There is no universal minimum. Required N depends on baseline rate, variance, MDE, alpha, and power. A 50% baseline with 10% relative MDE may need only a few hundred per arm at 80% power, while a 2% baseline with 5% MDE can need over a hundred thousand. Compute N every time.
How do I pick MDE for an A/B test?
Treat MDE as a product decision, not a statistical one. Ask: what is the smallest lift that justifies shipping? If 0.5 pp in checkout conversion is the floor, set MDE = 0.5 pp. If only 2% would be worth the engineering cost, set MDE = 2%. The math then tells you whether the test is feasible.
Why does halving MDE quadruple the sample size?
MDE sits squared in the denominator: N is proportional to 1 / delta^2. Standard error shrinks as 1 / sqrt(N), so detecting an effect half as large with the same precision needs four times the sample size.

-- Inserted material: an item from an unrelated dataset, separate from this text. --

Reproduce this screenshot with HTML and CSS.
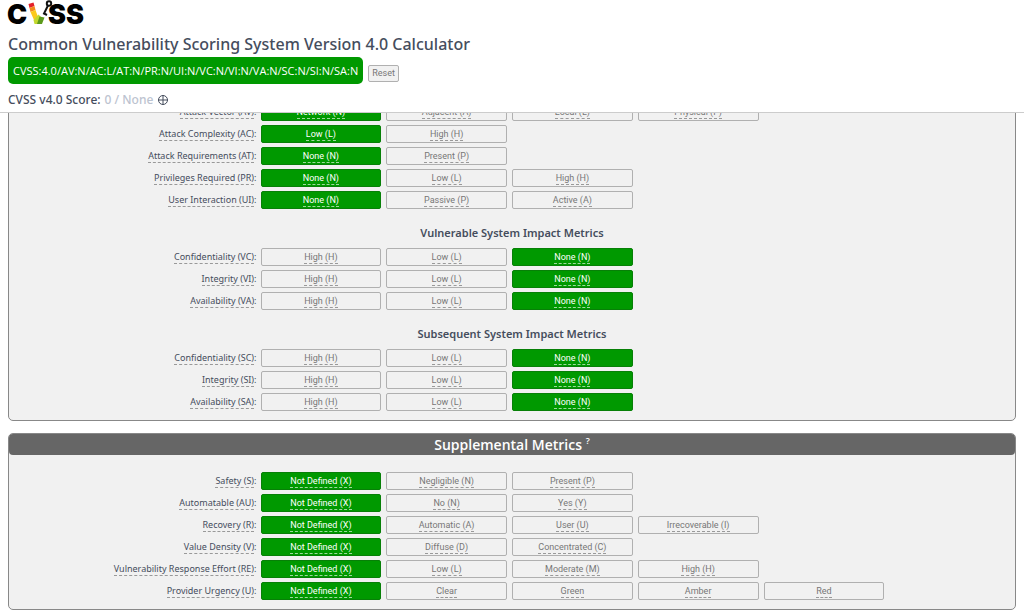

Can I stop the test when the p-value goes significant?
No — that is peeking, and it badly inflates false positives. Daily checks over two weeks can push real alpha from 5% to 20-30%. Either fix N up front and look once, or use a sequential framework with corrected stopping rules. Fixed N is type-I-error control, not an inconvenience.
What if I do not have enough traffic for the required sample size?
Relax MDE with the PM (biggest lever). Reduce variance via CUPED, stratification, or a more sensitive proxy metric like add-to-cart. Increase traffic share to the test. Accept a longer runtime if the experiment is critical. The wrong answer is running an underpowered test and treating the negative readout as meaningful.
How long should an A/B test run?
Long enough to hit N and cover a full weekly cycle. For most consumer products that is at least two weeks even if N is reached earlier, and at least one full week for high-volume entrypoints. Cover known seasonality — paydays, weekends, promotional cycles — that could bias the readout.